Mme Gisèle Gautier, présidente, a ensuite abordé la question des incidences de la politique économique de l'Union européenne et, en particulier, des effets du pacte de stabilité et de croissance pour les nouveaux Etats membres.

Mme Jacqueline Heinen a indiqué que cette politique de stabilité supposait un cofinancement de la part des Etats et collectivités territoriales concernés pour bénéficier des aides distribuées au titre des fonds structurels et des fonds de cohésion, et que le risque était grand de les voir dégager des marges de financement en opérant des réductions dans les dépenses publiques, notamment dans le domaine des politiques sociales et familiales.

En matière d'immigration, elle a observé, en prolongeant une interrogation de Mme Gisèle Gautier, présidente, que des flux très importants existaient, en liaison, notamment, avec l'industrie du sexe. Elle s'est dite interloquée par le spectacle qui peut être observé dans certaines zones frontalières, en citant le cas des abords de la République tchèque et de l'Allemagne, où de nombreuses jeunes femmes se prostituent. Par ailleurs, elle a indiqué que les femmes en provenance de l'Europe de l'Est installées en Europe de l'Ouest ne souhaitaient pas, la plupart du temps, retourner dans leur pays d'origine.

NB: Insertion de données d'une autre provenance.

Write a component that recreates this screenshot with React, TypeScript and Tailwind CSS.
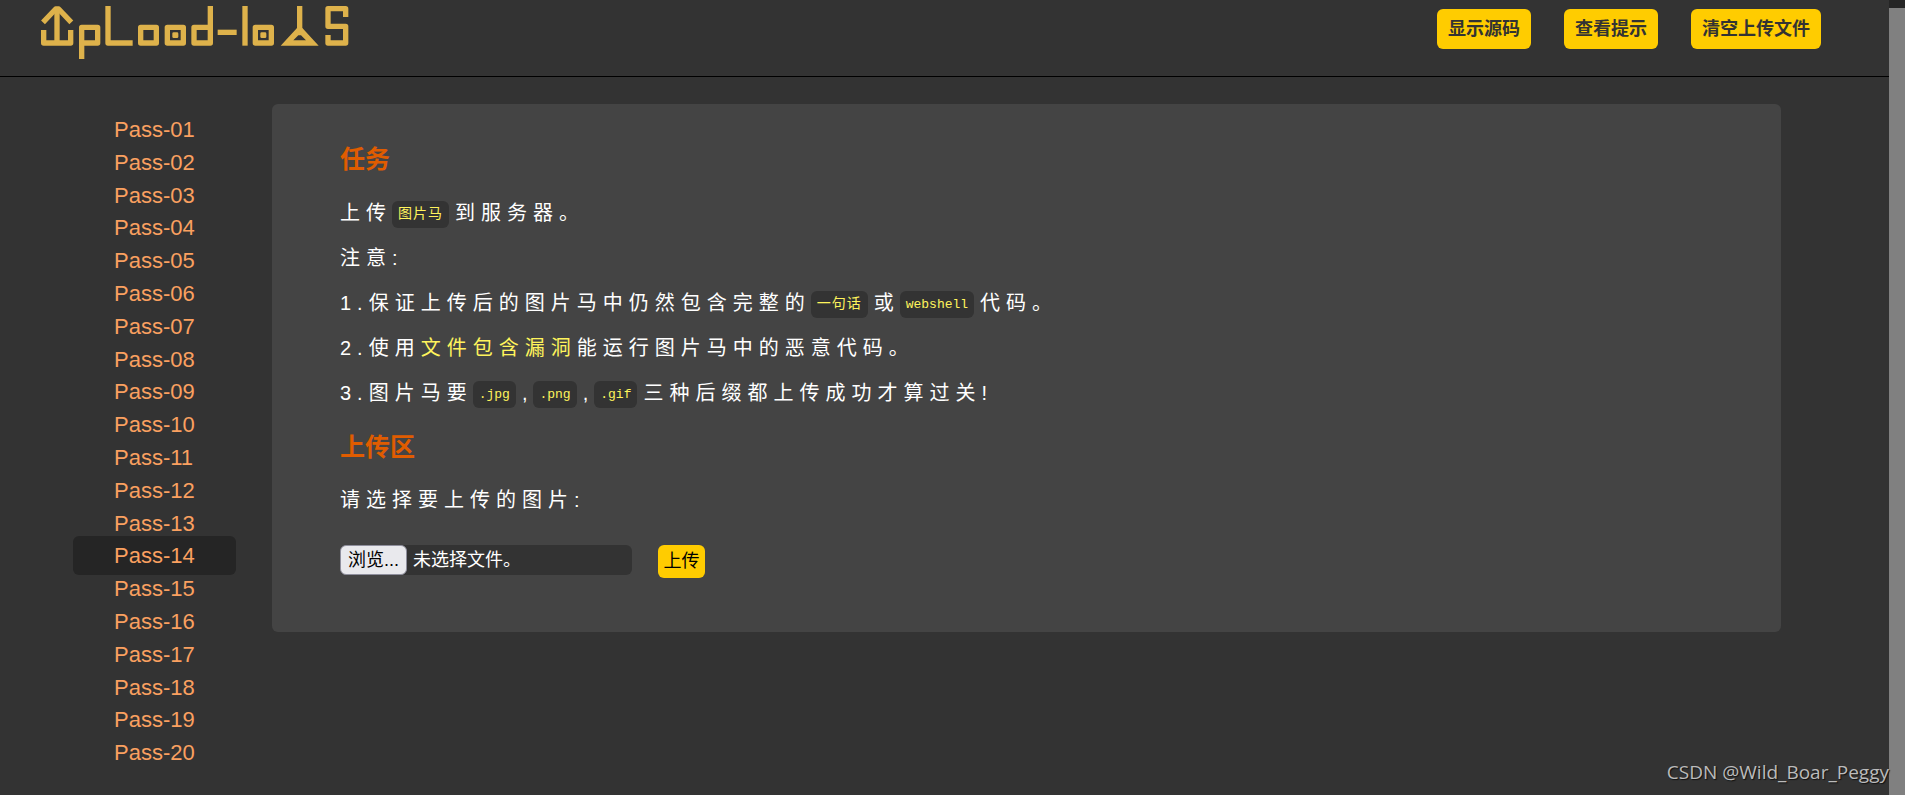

En définitive, et en réponse à une suggestion de Mme Gisèle Gautier, présidente, elle a conclu en formulant deux recommandations : perfectionner les outils statistiques permettant de comparer les données selon le genre, d'une part, et, d'autre part, multiplier les échanges en allant sur place, dans les nouveaux Etats membres, pour susciter une mobilisation sur le terrain en faveur de l'amélioration de la situation des femmes.